A competitive position refers to the strength of a company within its industry compared to its competitors. It determines how well the company is positioned to sustain its business over the long term and maintain profitability. A company with a strong competitive position is more likely to generate consistent revenue, retain customers, and adapt to changing market conditions.
To evaluate a company’s competitive position, several factors must be considered:
- Unique Value Proposition (UVP)
A company’s unique value proposition (UVP) defines the distinctive advantages it offers to customers. The better a company can differentiate its products or services from competitors, the stronger its competitive position.
- Example: Apple’s UVP is its focus on premium design, user experience, and ecosystem integration, which gives it a competitive edge in the smartphone and consumer electronics market.
- Brand Strength
A company with a strong brand enjoys customer loyalty and can command higher prices for its products. Strong branding helps companies withstand competition, build trust, and maintain a loyal customer base.
- Example: Coca-Cola’s iconic brand and emotional connection with consumers allow it to maintain a dominant position in the global beverage market.
- Cost Leadership
Companies that can produce goods at lower costs than competitors can gain a significant advantage, often offering competitive prices or higher margins. This strategy is particularly important in commodity markets.
- Example: Walmart’s cost leadership model enables it to offer low prices on a wide range of products, allowing it to dominate the retail market.
- Innovation and Product Differentiation
Innovation plays a crucial role in gaining and maintaining a competitive advantage. Companies that continuously innovate and differentiate their products tend to outperform competitors over time.

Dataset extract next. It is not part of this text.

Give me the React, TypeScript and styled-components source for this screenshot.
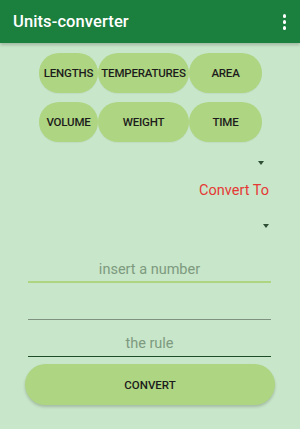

- Example: Tesla’s innovative electric vehicles and its focus on sustainable energy solutions have given it a strong competitive position in the automotive industry.
- What is Market Share?
Market share is the percentage of an industry’s total sales that a particular company controls. It is a measure of a company’s size relative to its competitors and reflects its dominance or influence within its sector. Market share is an essential indicator of a company’s competitive strength, as it directly correlates to revenue generation and pricing power.
Formula for Market Share:
Market Share = (Company’s Sales / Total Industry Sales) × 100
- Company’s Sales: The revenue generated by the company in a specific period.
- Total Industry Sales: The total revenue generated by all companies in the industry during the same period.
For example, if a company generates $100 million in sales, and the total industry sales are $500 million, the company’s market share would be: Market Share = ($100 million / $500 million) × 100 = 20%
Why Market Share Matters:
- Market Share and Competitive Advantage: A company with a larger market share often benefits from economies of scale, better brand recognition, and stronger pricing power. A larger market share typically indicates a company is outperforming its competitors in terms of sales.
- Growth Potential: An increasing market share signals that the company is successfully attracting more customers and expanding its market presence. Conversely, a declining market share might indicate that a company is losing ground to competitors.
- Profitability: Companies with higher market share often enjoy better profitability due to greater efficiency, cost reductions, and economies of scale.
- How to Evaluate a Company’s Competitive Position and Market Share
- Market Share Trends:
Look at how the company’s market share has evolved over time. An increasing market share is a good sign that the company is effectively growing and competing within its industry. Conversely, a decreasing market share could indicate problems such as declining demand, increased competition, or failure to innovate.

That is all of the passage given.